Emprunter aux oiseaux

PROLOGUE

 

Ma grand-mère Denise était la reine du scrabble à Granby. Elle connaissait davantage de mots que les dictionnaires. Elle m’a offert le suc du mot « abricot ». Le clair-obscur du verbe « adorer ». L’ambivalence du nom « mimosa ». Elle cherche désormais le mot « cuillère » en brassant le dessert dans sa soupe. Elle prend les écureuils pour des minous. Les caniches, des minous. Les choses, des minous. Ma grand-mère m’a transmis ses mots. Je lui livre les miens. Nous formons une armée de bécasses et d’hélianthes entêtés. Je ne suis pas du côté de la démence. Je suis du côté de Denise. Les termes que la maladie lui dérobe, je les reconstruis par centaines.

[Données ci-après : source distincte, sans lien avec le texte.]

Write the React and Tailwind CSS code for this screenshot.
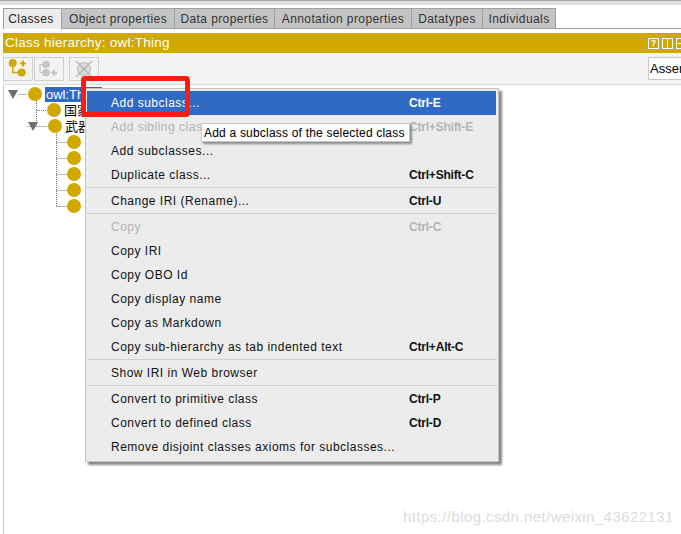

La souffrance souffle des consonnes mes­quines : Alzheimer. Je sais ce diagnostic par cœur. Les critères. Les pilules. Je les prescris sou-vent. Je ne sais rien. À cette heure terrible et pure de sa vie, Denise m’enseigne tout. La médecine est mince si elle exclut l’âme. La psychiatrie com­mande le soin. Autrement, je suis une piètre psy­chiatre. Telle est ma conviction profonde. Denise me montre que la médecine est une faillite de l’esprit si elle ne repose que sur celui-ci. La gué­rison relève de la science ; le soin relève de l’âme. Denise ravitaille la mienne. Devant l’exigence insoutenable de sa détresse, je m’incline : Denise est plus bleue que le jaune.

Empruntant la fragilité aux oiseaux, rencon­trant et racontant ma grand-mère, je plaide la nécessité de la poésie, qui plonge là où la science recule. La poète accompagne la tempête pour l’apprivoiser et la traduire. Oppose la présence au délire. Les camélias aux vortex. Écrit Denise avec des cerises. Lui fredonne des comptines comme on transfuse – et refuse – une petite apocalypse. Amuse Denise avec des jeux pour enfants de deux ans et moins. Mastique sa lumière qui goûte le sucre d’érable. Délivre ses songes, bou­leaux courant dans le ventre du vent. Touche ses angoisses, papillons. Certitudes livides, chevro­tantes : des étoiles. La beauté sauvera le monde. La beauté sauvera Denise.

Parler de Denise ne suffit pas. Denise possède une parole riche et pauvre, défenestrée et parfaite parce que sienne. Il me faut lui donner un espace. Les déments ont une voix qui mérite l’écoute du poète attentif à la finitude. Ma grand-mère incarne la philosophie : apprendre à mourir. Denise touche à ce qu’il y a d’humain dans l’hu-main et les ormes. Elle pose la question de l’être : qui est Denise, qui suis-je, lorsque tout – pro­jets, espérances, raisons, famille, bonheur, lan­gage – s’évapore ? À ce point précis de la perte, on frôle la dignité, le noyau du ciel. On respire par les yeux. Le néant est impossible, écrit Levinas. Il faut soutenir cela : Denise est démunie et nue, je suis démunie et nue, mais nous ne sommes pas rien. Deux âmes se frottent, et c’est plus d’âme encore dans le noir.

Je n’ai plus peur de mon visage. Je suis la petite-fille de Denise. De son album photo regardé, regardé et regardé pour la raccrocher au connu. La petite-fille des tomates de son jardin. De ses biscuits au gruau. La petite-fille de ses châles. De sa collection de timbres. De ses courtepointes. Je suis métissée comme l’Atlantique et je suis la petite-fille de Denise. Je n’ai pas d’autre vérité. C’est une profession de foi. Je n’ai pas d’autre profession.